AbstractA biophysical model of the Irish Sea was produced to predict net horizontal movement of key taxa including small copepods (Acartia, Pseudocalanus), large copepod species (Calanus finmarchicus and C. helgolandicus), the euphausiid Meganyctiphanes norvegica, and the larval stages of commercially important fish and Nephrops. The model coupled biological information on the vertical distribution and diel vertical migration (DVM) of these taxa with temporally resolved flow fields generated by a baroclinic hydrodynamic model. The DVM of Calanus spp. and Meganyctiphanes was parameterized empirically from data provided by a biophysical campaign carried out in the nearby Clyde Sea. Small copepods and larvae remained within the layers above the thermocline. Model organisms, programmed with particular behavioural patterns, were spaced at regular intervals (1/20° longitude × 1/30° latitude) in the model grid, which extended from 53 to 54.5°N and 4.5 to 6.4°W. The model was run over the months of April, May and June. Model simulations showed that the movement of model organisms followed one of four characteristic patterns: containment along the coast, advection to the north or south, stagnation in the centre of the gyre or circulation around the periphery of the gyre. The latter pattern was apparent even in April, when gyral circulation was not expected because of a lack of stratification in the water column.
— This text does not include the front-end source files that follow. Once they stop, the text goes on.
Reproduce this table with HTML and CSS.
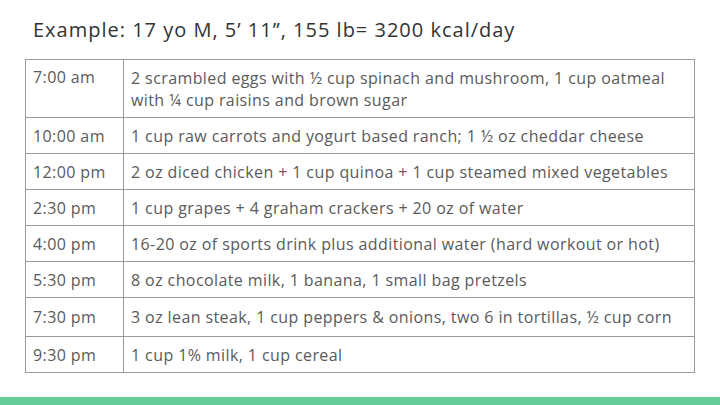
FILE: index.html
```html
<!DOCTYPE html>
<html>
<head>
<meta charset="utf-8">
<link rel="stylesheet" href="styles.css">
</head>
<body>
<div class="page">
  <h1 class="title">Example: 17 yo M, 5’ 11”, 155 lb= 3200 kcal/day</h1>
  <table class="plan">
    <tr class="tall"><td class="time">7:00 am</td><td class="meal">2 scrambled eggs with ½ cup spinach and mushroom, 1 cup oatmeal<br>with ¼ cup raisins and brown sugar</td></tr>
    <tr><td class="time">10:00 am</td><td class="meal">1 cup raw carrots and yogurt based ranch; 1 ½ oz cheddar cheese</td></tr>
    <tr><td class="time">12:00 pm</td><td class="meal">2 oz diced chicken + 1 cup quinoa + 1 cup steamed mixed vegetables</td></tr>
    <tr><td class="time">2:30 pm</td><td class="meal">1 cup grapes + 4 graham crackers + 20 oz of water</td></tr>
    <tr><td class="time">4:00 pm</td><td class="meal">16-20 oz of sports drink plus additional water (hard workout or hot)</td></tr>
    <tr><td class="time">5:30 pm</td><td class="meal">8 oz chocolate milk, 1 banana, 1 small bag pretzels</td></tr>
    <tr class="mid"><td class="time">7:30 pm</td><td class="meal">3 oz lean steak, 1 cup peppers &amp; onions, two 6 in tortillas, ½ cup corn</td></tr>
    <tr><td class="time">9:30 pm</td><td class="meal">1 cup 1% milk, 1 cup cereal</td></tr>
  </table>
  <div class="spacer"></div>
  <div class="bar"></div>
</div>
</body>
</html>
```
FILE: styles.css
```css
html, body {
  margin: 0;
  padding: 0;
  background: #ffffff;
}
.page {
  width: 720px;
  height: 405px;
  display: flex;
  flex-direction: column;
  font-family: "Open Sans", Lato, sans-serif;
  overflow: hidden;
}
.title {
  margin: 0;
  padding: 18px 0 0 33px;
  height: 40px;
  box-sizing: border-box;
  font-size: 20px;
  line-height: 24px;
  font-weight: 400;
  color: #333333;
  letter-spacing: 1px;
  white-space: nowrap;
}
.plan {
  margin: 19px 0 0 25px;
  width: 670px;
  border-collapse: collapse;
  font-size: 16px;
  letter-spacing: 0.4px;
  color: #5a5a5a;
}
.plan td {
  box-sizing: border-box;
  border: 1px solid #9a9a9a;
  padding: 0 7px;
  height: 36px;
  line-height: 22px;
  vertical-align: middle;
  white-space: nowrap;
}
.plan tr.tall td { height: 58px; }
.plan tr.tall td.time { vertical-align: top; padding-top: 6px; }
.plan tr.mid td { height: 39px; }
.plan td.time { width: 98px; }
.spacer { flex: 1; }
.bar {
  height: 8px;
  background: #66cc99;
}
```
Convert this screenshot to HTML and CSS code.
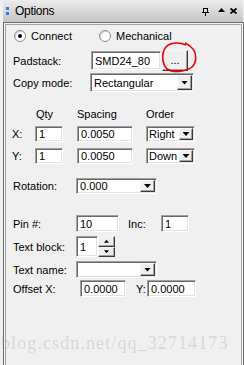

Thirty‐day model runs in April, May and June showed that the number of organisms retained within the model grid varied between 23 and 49%. Those seeded close to the Irish coast had the highest probability of being retained within the model grid at the end of 90 days. DVM increased the probability of retention through improving the chances of organisms becoming entrained within the gyre circulation. This was especially true for Calanus spp., with those performing midnight sinking being the most likely to be retained out of any model organism. Meganyctiphanes showed comparatively lower levels of retention in deep regions, which suggests that they may have to swim against currents during certain phases of their DVM to avoid displacement. Overall, model results supported a number of hypotheses on the origin and fate of various taxa in the Irish Sea, as well as revealing some less expected distribution patterns.